Sayangnya, kata Camilo Mora, ada terlalu banyak penyakit dan jalur penularan. Oleh karena itu manusia harus benar-benar dapat beradaptasi dengan perubahan iklim. Kondisi ini menyoroti kebutuhan mendesak untuk mengurangi emisi gas rumah kaca secara global. Akan tetapi, kata dia, ada juga beberapa berita positif yang terungkap dalam laporan tersebut.

Sementara sebagian besar penyakit menjadi lebih buruk karena peristiwa ekstrem terkait perubahan iklim, beberapa menjadi lebih baik. Virus dan patogen yang tidak dapat bertahan hidup di suhu yang lebih hangat sebenarnya berkurang. Namun ini hampir tidak mengimbangi parahnya penyakit yang diderita karena cara emisi gas rumah kaca memengaruhi iklim bumi. 

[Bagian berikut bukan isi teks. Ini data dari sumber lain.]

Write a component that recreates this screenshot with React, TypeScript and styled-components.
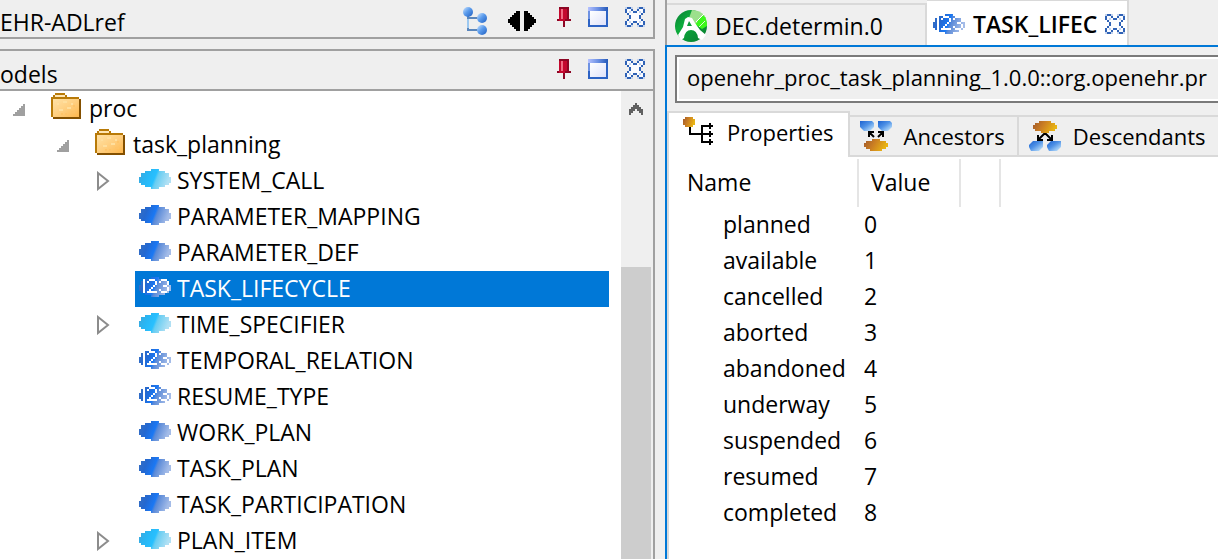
import React from "react";
import styled, { createGlobalStyle, css } from "styled-components";

const GlobalStyle = createGlobalStyle`
  * { box-sizing: border-box; }
  body {
    margin: 0;
    background: #efefef;
    color: #000;
    font-family: "Open Sans", "Noto Sans", sans-serif;
    font-size: 23px;
    line-height: 34px;
  }
  button, input { font: inherit; color: inherit; }
`;

/* ---------- icons ---------- */

const Svg = styled.svg`
  display: block;
  flex: none;
`;

const DefsSvg = styled.svg`
  position: absolute;
`;

const IconDefs = () => (
  <DefsSvg width="0" height="0" aria-hidden="true">
    <defs>
      <linearGradient id="blue" x1="0" y1="0" x2="1" y2="0.25">
        <stop offset="0" stopColor="#3a70c0" />
        <stop offset="0.3" stopColor="#2468d0" />
        <stop offset="0.56" stopColor="#1a78f4" />
        <stop offset="0.64" stopColor="#5a8ad8" />
        <stop offset="1" stopColor="#a4bce8" />
      </linearGradient>
      <linearGradient id="cyan" x1="0" y1="0" x2="1" y2="0.25">
        <stop offset="0" stopColor="#3fa6d8" />
        <stop offset="0.3" stopColor="#28b6f4" />
        <stop offset="0.56" stopColor="#28c0ff" />
        <stop offset="0.64" stopColor="#68cdf2" />
        <stop offset="1" stopColor="#b0e0f4" />
      </linearGradient>
      <linearGradient id="ball" x1="0" y1="0" x2="1" y2="1">
        <stop offset="0" stopColor="#1c62d0" />
        <stop offset="0.45" stopColor="#4f92e6" />
        <stop offset="1" stopColor="#d4f0ff" />
      </linearGradient>
      <linearGradient id="ballUp" x1="0" y1="0" x2="1" y2="1">
        <stop offset="0" stopColor="#cfe6ff" />
        <stop offset="0.45" stopColor="#5c9cec" />
        <stop offset="1" stopColor="#1c5cc0" />
      </linearGradient>
      <linearGradient id="amber" x1="0" y1="0" x2="1" y2="0.3">
        <stop offset="0" stopColor="#a0582c" />
        <stop offset="0.5" stopColor="#cc8022" />
        <stop offset="1" stopColor="#e8b414" />
      </linearGradient>
      <linearGradient id="folder" x1="0" y1="0" x2="1" y2="1">
        <stop offset="0" stopColor="#ffe2a6" />
        <stop offset="0.5" stopColor="#ffcf80" />
        <stop offset="1" stopColor="#ffb84e" />
      </linearGradient>
      <linearGradient id="titlebar" x1="0" y1="0" x2="1" y2="0">
        <stop offset="0" stopColor="#b4c0ff" />
        <stop offset="0.5" stopColor="#6c90e4" />
        <stop offset="1" stopColor="#2458b8" />
      </linearGradient>
      <linearGradient id="pane" x1="0" y1="0" x2="1" y2="1">
        <stop offset="0" stopColor="#ffffff" />
        <stop offset="1" stopColor="#dfe2fa" />
      </linearGradient>
      <linearGradient id="green" x1="0" y1="0" x2="1" y2="1">
        <stop offset="0" stopColor="#0a7a34" />
        <stop offset="0.35" stopColor="#0cac3c" />
        <stop offset="1" stopColor="#0a7a30" />
      </linearGradient>
    </defs>
  </DefsSvg>
);

const OVAL =
  "M12 0H20V2H26V4H30V8H32V14H30V16H26V18H20V20H12V18H6V16H2V14H0V8H2V4H6V2H12Z";

const ClassIcon = ({ tone }: { tone: "blue" | "cyan" }) => (
  <Svg width="32" height="20" viewBox="0 0 32 20" shapeRendering="crispEdges" aria-hidden="true">
    <path d={OVAL} fill={`url(#${tone})`} />
  </Svg>
);

const EnumIcon = () => (
  <Svg width="32" height="20" viewBox="0 0 32 20" aria-hidden="true">
    <path d={OVAL} fill="url(#blue)" shapeRendering="crispEdges" />
    <g fill="#fff" shapeRendering="crispEdges">
      <path d="M4 2H6V16H4Z" />
      <path d="M8 4H10V2H16V4H18V8H16V10H14V12H12V14H18V16H8V14H10V12H12V10H14V8H16V4H10V6H8Z" />
      <path d="M20 4H22V2H28V4H30V8H28V10H30V14H28V16H22V14H20V12H22V14H28V10H24V8H28V4H22V6H20Z" />
    </g>
  </Svg>
);

const FolderIcon = () => (
  <Svg width="30" height="26" viewBox="0 0 30 26" shapeRendering="crispEdges" aria-hidden="true">
    <path d="M4 0H14V2H16V4H28V6H30V26H2V24H0V4H2V2H4Z" fill="#b87a08" />
    <path d="M4 2H14V4H4Z" fill="#ffe6b4" />
    <path d="M2 6H28V24H2Z" fill="url(#folder)" />
    <path d="M28 6H30V26H2V24H28Z" fill="#845000" />
    <path d="M6 10h2v2h-2zM12 8h4v2h-4zM8 16h4v2h-4zM16 14h4v2h-4zM20 10h2v2h-2z" fill="#ffdf9e" />
    <path d="M22 12h2v2h-2zM14 20h2v2h-2zM20 18h4v2h-4zM24 16h2v2h-2zM10 20h2v2h-2z" fill="#ffc468" />
  </Svg>
);

const HierarchyIcon = () => (
  <Svg width="24" height="28" viewBox="0 0 24 28" aria-hidden="true">
    <path d="M5 8V23H16M5 11H16" fill="none" stroke="#5a86bc" strokeWidth="2" shapeRendering="crispEdges" />
    <path d="M5 12V21" stroke="#9cc8f0" strokeWidth="2" shapeRendering="crispEdges" />
    <circle cx="5" cy="5" r="5" fill="url(#ballUp)" />
    <circle cx="19" cy="11" r="5" fill="url(#ballUp)" />
    <circle cx="19" cy="23" r="5" fill="url(#ballUp)" />
  </Svg>
);

const SplitIcon = () => (
  <Svg width="28" height="24" viewBox="0 -4 28 24" shapeRendering="crispEdges" aria-hidden="true">
    <path d="M12 0V20H8V18H6V16H4V14H2V12H0V8H2V6H4V4H6V2H8V0Z" />
    <path d="M16 0V20H20V18H22V16H24V14H26V12H28V8H26V6H24V4H22V2H20V0Z" />
  </Svg>
);

const PinIcon = () => (
  <Svg width="14" height="20" viewBox="0 0 14 20" shapeRendering="crispEdges" aria-hidden="true">
    <path d="M2 0H12V12H14V14H0V12H2Z" fill="#c4082e" />
    <path d="M4 2H6V12H4Z" fill="#f06c84" />
    <path d="M2 0H12V2H2ZM10 2H12V12H10ZM0 12H2V14H0ZM8 12H14V14H8Z" fill="#8c0624" />
    <path d="M6 14H8V20H6Z" fill="#8c0624" />
  </Svg>
);

const WindowIcon = () => (
  <Svg width="20" height="20" viewBox="0 0 20 20" shapeRendering="crispEdges" aria-hidden="true">
    <path d="M0 0H20V20H0Z" fill="#2c62c4" />
    <path d="M0 0H20V4H0Z" fill="url(#titlebar)" />
    <path d="M0 4H2V12H0Z" fill="#6e92e2" />
    <path d="M2 4H18V18H2Z" fill="url(#pane)" />
  </Svg>
);

const CloseIcon = () => (
  <Svg width="20" height="20" viewBox="0 0 20 20" shapeRendering="crispEdges" aria-hidden="true">
    <path
      d="M2 0H6V2H8V4H12V2H14V0H18V2H20V6H18V8H16V12H18V14H20V18H18V20H14V18H12V16H8V18H6V20H2V18H0V14H2V12H4V8H2V6H0V2H2Z"
      fill="#2f62b6"
    />
    <path
      d="M2 2H6V4H8V6H12V4H14V2H18V6H16V8H14V12H16V14H18V18H14V16H12V14H8V16H6V18H2V14H4V12H6V8H4V6H2Z"
      fill="#fbfcff"
    />
    <path
      d="M0 0h2v2h-2zM18 0h2v2h-2zM0 18h2v2h-2zM18 18h2v2h-2zM6 0h2v2h-2zM12 0h2v2h-2zM6 18h2v2h-2zM12 18h2v2h-2zM4 4h2v2h-2zM14 4h2v2h-2zM4 14h2v2h-2zM14 14h2v2h-2z"
      fill="#c4d4ee"
    />
  </Svg>
);

const ArchetypeIcon = () => (
  <Svg width="32" height="32" viewBox="0 0 32 32" aria-hidden="true">
    <circle cx="16" cy="16" r="16" fill="url(#green)" />
    <path d="M17 0Q25 0 30 6L21 15L14 8Z" fill="#9ce08c" />
    <path d="M30 7A16 16 0 0 1 32 16L27 19L20 14Z" fill="#3cf81c" />
    <path d="M22 11L28 5L31 8L24 15Z" fill="#3cf81c" />
    <path d="M13 7L17 8L20 13L25 20L31 25L27 30L23 28Q22 20 16 20Q10 20 9 28L6 30L3 25L8 17L10 9Z" fill="#fff" />
    <path d="M14 11L17 16H12Z" fill="#0c9c38" />
    <path d="M21 12L29 4" fill="none" stroke="#fff" strokeWidth="1" />
    <path d="M24 17L30 11" fill="none" stroke="#dcf8d4" strokeWidth="1" />
  </Svg>
);

const PropertiesIcon = () => (
  <Svg width="32" height="28" viewBox="0 0 32 28" aria-hidden="true">
    <path d="M2 0H10V2H12V8H10V10H2V8H0V2H2Z" fill="url(#amber)" shapeRendering="crispEdges" />
    <path
      d="M7 10V17H28M19 8V26M18 9H30M18 25H30M27 6V12M27 14V20M27 22V28M28 17H30"
      fill="none"
      stroke="#000"
      strokeWidth="2"
      shapeRendering="crispEdges"
    />
  </Svg>
);

const AncestorsIcon = () => (
  <Svg width="32" height="30" viewBox="0 0 32 30" aria-hidden="true">
    <path d="M0 0H12L14 2V6L10 10H4L0 6Z" fill="url(#ball)" />
    <path d="M18 0H30L32 2V6L28 10H22L18 6Z" fill="url(#ball)" />
    <path
      d="M12 18H20V20H26V22H28V26H26V28H22V30H10V28H6V26H4V22H6V20H12Z"
      fill="url(#amber)"
      shapeRendering="crispEdges"
    />
    <path d="M9 16V11H14M10 12L14 16M23 16V11H18M22 12L18 16" fill="none" stroke="#000" strokeWidth="2" />
  </Svg>
);

const DescendantsIcon = () => (
  <Svg width="32" height="30" viewBox="0 0 32 30" aria-hidden="true">
    <path
      d="M10 0H22V2H26V4H28V8H26V10H20V12H12V10H6V8H4V4H6V2H10Z"
      fill="url(#amber)"
      shapeRendering="crispEdges"
    />
    <path d="M4 20H14V26L10 30H2L0 26V24Z" fill="url(#ball)" />
    <path d="M22 20H32V26L28 30H20L18 26V24Z" fill="url(#ball)" />
    <path d="M9 14V19H14M10 18L15 13H17L22 18M23 14V19H18" fill="none" stroke="#000" strokeWidth="2" />
  </Svg>
);

const ExpanderIcon = ({ open }: { open: boolean }) => (
  <Svg width="16" height="20" viewBox="0 0 16 20" aria-hidden="true">
    {open ? (
      <path d="M16 5V17H4V15H6V13H8V11H10V9H12V7H14V5Z" fill="#a0a0a0" shapeRendering="crispEdges" />
    ) : (
      <path d="M1 2L11 10L1 18Z" fill="#fff" stroke="#8c8c8c" strokeWidth="2" />
    )}
  </Svg>
);

const ChevronUp = () => (
  <Svg width="14" height="12" viewBox="0 0 14 12" shapeRendering="crispEdges" aria-hidden="true">
    <path d="M6 0H8V2H10V4H12V6H14V12H12V10H10V8H8V6H6V8H4V10H2V12H0V6H2V4H4V2H6Z" fill="#606060" />
  </Svg>
);

/* ---------- layout ---------- */

const Page = styled.main`
  display: grid;
  grid-template-columns: minmax(0, 655fr) minmax(0, 553fr);
  column-gap: 10px;
  min-height: 100vh;
  overflow: hidden;
`;

const LeftColumn = styled.div`
  display: flex;
  flex-direction: column;
  gap: 10px;
  margin-top: -3px;
`;

const Panel = styled.section<{ $grow?: boolean }>`
  display: flex;
  flex-direction: column;
  flex: ${(p) => (p.$grow ? "1" : "none")};
  border: 2px solid #a0a0a0;
  border-left: 0;
  ${(p) => p.$grow && css`border-bottom: 0;`}
`;

const PanelBar = styled.header`
  display: flex;
  justify-content: space-between;
  height: 38px;
  padding-right: 8px;
`;

const PanelTitle = styled.h2`
  margin: 0;
  padding-top: 6px;
  font-size: 23px;
  font-weight: 400;
  line-height: 34px;
`;

const Tools = styled.div`
  display: flex;
  align-items: flex-start;
  gap: 21px;
  padding-top: 8px;
`;

const WindowGroup = styled.div`
  display: flex;
  gap: 17px;
`;

const IconButton = styled.button`
  display: block;
  padding: 0;
  border: 0;
  background: none;
`;

const TreeArea = styled.div`
  display: flex;
  flex: 1;
  border-top: 2px solid #a0a0a0;
`;

const Tree = styled.ul`
  flex: 1;
  min-width: 0;
  margin: 0;
  padding: 0 12px 0 0;
  list-style: none;
  background: #fff;
`;

const TreeRow = styled.li<{ $level: number }>`
  display: flex;
  align-items: center;
  gap: 22px;
  height: 36px;
  padding-left: ${(p) => 9 + p.$level * 44}px;
`;

const Expander = styled(IconButton)`
  width: 16px;
  height: 20px;
`;

const ExpanderSpace = styled.span`
  width: 16px;
`;

const Node = styled.div<{ $selected?: boolean }>`
  display: flex;
  flex: 1;
  align-items: flex-start;
  gap: 6px;
  height: 36px;
  padding-left: 4px;
  white-space: nowrap;
  background: ${(p) => (p.$selected ? "#0078d7" : "transparent")};
  color: ${(p) => (p.$selected ? "#fff" : "#000")};
`;

const NodeIcon = styled.span<{ $folder?: boolean }>`
  width: 32px;
  padding-top: ${(p) => (p.$folder ? 2 : 6)}px;
`;

const ScrollBar = styled.div`
  display: flex;
  flex-direction: column;
  width: 32px;
  padding-right: 2px;
`;

const ScrollUp = styled(IconButton)`
  display: flex;
  align-items: center;
  justify-content: center;
  height: 36px;
`;

const ScrollTrack = styled.div`
  flex: 1;
  padding-top: 140px;
`;

const ScrollThumb = styled.div`
  height: 100%;
  background: #cdcdcd;
`;

const RightColumn = styled.div`
  display: flex;
  flex-direction: column;
`;

const EditorTabs = styled.div`
  display: flex;
  align-items: flex-end;
  height: 45px;
  border-left: 2px solid #a0a0a0;
`;

const EditorTab = styled.div<{ $active?: boolean }>`
  display: flex;
  align-items: center;
  gap: 8px;
  height: ${(p) => (p.$active ? 45 : 42)}px;
  padding: ${(p) => (p.$active ? "2px 2px 0 6px" : "2px 42px 0 8px")};
  border-top: ${(p) => (p.$active ? 1 : 2)}px solid #d9d9d9;
  border-right: 2px solid #d9d9d9;
  background: ${(p) => (p.$active ? "#fff" : "#efefef")};
`;

const EditorTabLabel = styled.button<{ $active?: boolean }>`
  display: flex;
  align-items: center;
  gap: 8px;
  padding: 0;
  border: 0;
  background: none;
  font-weight: ${(p) => (p.$active ? 600 : 400)};
  white-space: nowrap;
`;

const EditorBody = styled.div`
  display: flex;
  flex-direction: column;
  flex: 1;
  border-top: 2px solid #0078d7;
  border-left: 2px solid #0078d7;
`;

const PathField = styled.input`
  display: block;
  height: 48px;
  margin: 8px 0 8px 8px;
  padding: 0 0 4px 10px;
  border: 2px solid #7a7a7a;
  border-right: 0;
  border-radius: 0;
  background: #efefef;
  box-shadow: inset 2px 2px #fff, inset 0 -2px #fff;
  font-size: 22px;
  outline: 0;
`;

const ViewTabs = styled.div`
  display: flex;
  align-items: flex-end;
  height: 46px;
`;

const ViewTab = styled.button<{ $active?: boolean }>`
  display: flex;
  align-items: flex-start;
  gap: 12px;
  height: ${(p) => (p.$active ? 46 : 42)}px;
  padding: ${(p) => (p.$active ? "2px 14px 0 14px" : "2px 12px 0 10px")};
  border: 0 solid #d9d9d9;
  border-width: ${(p) => (p.$active ? "2px 2px 0 2px" : "2px 2px 2px 0")};
  background: ${(p) => (p.$active ? "#fff" : "#efefef")};
  font-size: 22px;
  white-space: nowrap;
`;

const ViewTabIcon = styled.span`
  padding-top: 2px;
`;

const ViewBody = styled.div`
  flex: 1;
  padding-top: 2px;
  border-left: 2px solid #d9d9d9;
  background: #fff;
`;

const Table = styled.table`
  border-collapse: collapse;
  table-layout: fixed;
  width: 331px;
`;

const HeadCell = styled.th<{ $width: number }>`
  width: ${(p) => p.$width}px;
  height: 48px;
  padding: 0 0 2px ${(p) => (p.$width > 150 ? 18 : 12)}px;
  border-right: 2px solid #e5e5e5;
  font-weight: 400;
  text-align: left;
`;

const Cell = styled.td<{ $indent: number }>`
  height: 36px;
  padding: 0 0 2px ${(p) => p.$indent}px;
  white-space: nowrap;
`;

/* ---------- data ---------- */

type Kind = "folder" | "blue" | "cyan" | "enum";

interface TreeItem {
  name: string;
  kind: Kind;
  level: number;
  open?: boolean;
}

const TREE: TreeItem[] = [
  { name: "proc", kind: "folder", level: 0, open: true },
  { name: "task_planning", kind: "folder", level: 1, open: true },
  { name: "SYSTEM_CALL", kind: "cyan", level: 2, open: false },
  { name: "PARAMETER_MAPPING", kind: "blue", level: 2 },
  { name: "PARAMETER_DEF", kind: "blue", level: 2 },
  { name: "TASK_LIFECYCLE", kind: "enum", level: 2 },
  { name: "TIME_SPECIFIER", kind: "cyan", level: 2, open: false },
  { name: "TEMPORAL_RELATION", kind: "enum", level: 2 },
  { name: "RESUME_TYPE", kind: "enum", level: 2 },
  { name: "WORK_PLAN", kind: "blue", level: 2 },
  { name: "TASK_PLAN", kind: "blue", level: 2 },
  { name: "TASK_PARTICIPATION", kind: "blue", level: 2 },
  { name: "PLAN_ITEM", kind: "cyan", level: 2, open: false },
];

const VALUES = [
  "planned",
  "available",
  "cancelled",
  "aborted",
  "abandoned",
  "underway",
  "suspended",
  "resumed",
  "completed",
];

const KindIcon = ({ kind }: { kind: Kind }) => {
  if (kind === "folder") return <FolderIcon />;
  if (kind === "enum") return <EnumIcon />;
  return <ClassIcon tone={kind} />;
};

const WindowTools = () => (
  <WindowGroup>
    <IconButton aria-label="Pin"><PinIcon /></IconButton>
    <IconButton aria-label="Maximize"><WindowIcon /></IconButton>
    <IconButton aria-label="Close"><CloseIcon /></IconButton>
  </WindowGroup>
);

export default function App() {
  const [selected, setSelected] = React.useState("TASK_LIFECYCLE");

  return (
    <Page>
      <GlobalStyle />
      <IconDefs />
      <LeftColumn>
        <Panel>
          <PanelBar>
            <PanelTitle>EHR-ADLref</PanelTitle>
            <Tools>
              <IconButton aria-label="Show hierarchy"><HierarchyIcon /></IconButton>
              <IconButton aria-label="Split"><SplitIcon /></IconButton>
              <WindowTools />
            </Tools>
          </PanelBar>
        </Panel>
        <Panel $grow>
          <PanelBar>
            <PanelTitle>odels</PanelTitle>
            <Tools>
              <WindowTools />
            </Tools>
          </PanelBar>
          <TreeArea>
            <Tree role="tree">
              {TREE.map((item) => (
                <TreeRow
                  key={item.name}
                  $level={item.level}
                  role="treeitem"
                  aria-selected={item.name === selected}
                  onClick={() => setSelected(item.name)}
                >
                  {item.open === undefined ? (
                    <ExpanderSpace />
                  ) : (
                    <Expander aria-label={item.open ? "Collapse" : "Expand"}>
                      <ExpanderIcon open={item.open} />
                    </Expander>
                  )}
                  <Node $selected={item.name === selected}>
                    <NodeIcon $folder={item.kind === "folder"}>
                      <KindIcon kind={item.kind} />
                    </NodeIcon>
                    {item.name}
                  </Node>
                </TreeRow>
              ))}
            </Tree>
            <ScrollBar>
              <ScrollUp aria-label="Scroll up"><ChevronUp /></ScrollUp>
              <ScrollTrack><ScrollThumb /></ScrollTrack>
            </ScrollBar>
          </TreeArea>
        </Panel>
      </LeftColumn>

      <RightColumn>
        <EditorTabs>
          <EditorTab>
            <EditorTabLabel><ArchetypeIcon />DEC.determin.0</EditorTabLabel>
          </EditorTab>
          <EditorTab $active>
            <EditorTabLabel $active><EnumIcon />TASK_LIFEC</EditorTabLabel>
            <IconButton aria-label="Close tab"><CloseIcon /></IconButton>
          </EditorTab>
        </EditorTabs>
        <EditorBody>
          <PathField
            aria-label="Class path"
            readOnly
            value="openehr_proc_task_planning_1.0.0::org.openehr.pr"
          />
          <ViewTabs>
            <ViewTab $active><ViewTabIcon><PropertiesIcon /></ViewTabIcon>Properties</ViewTab>
            <ViewTab><ViewTabIcon><AncestorsIcon /></ViewTabIcon>Ancestors</ViewTab>
            <ViewTab><ViewTabIcon><DescendantsIcon /></ViewTabIcon>Descendants</ViewTab>
          </ViewTabs>
          <ViewBody>
            <Table>
              <thead>
                <tr>
                  <HeadCell $width={189}>Name</HeadCell>
                  <HeadCell $width={102}>Value</HeadCell>
                  <HeadCell $width={40} aria-label="Empty column" />
                </tr>
              </thead>
              <tbody>
                {VALUES.map((name, i) => (
                  <tr key={name}>
                    <Cell $indent={54}>{name}</Cell>
                    <Cell $indent={6}>{i}</Cell>
                    <Cell $indent={0} />
                  </tr>
                ))}
              </tbody>
            </Table>
          </ViewBody>
        </EditorBody>
      </RightColumn>
    </Page>
  );
}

Dengan demikian tidak mungkin manusia dapat beradaptasi pada waktunya untuk menghadapi penyakit yang lebih kuat dan lebih luas ini. Maka dunia perlu mengurangi emisi gas rumah kaca yang mendorong perubahan iklim untuk mengurangi risiko ini.

“Dengan perubahan iklim yang memengaruhi lebih dari 1.000 jalur transmisi seperti itu dan bahaya iklim yang semakin meningkat secara global, kami menyimpulkan bahwa mengharapkan masyarakat untuk berhasil beradaptasi dengan semuanya bukanlah pilihan yang realistis,” tulis penulis studi dalam sebuah artikel yang diterbitkan di The Conversation.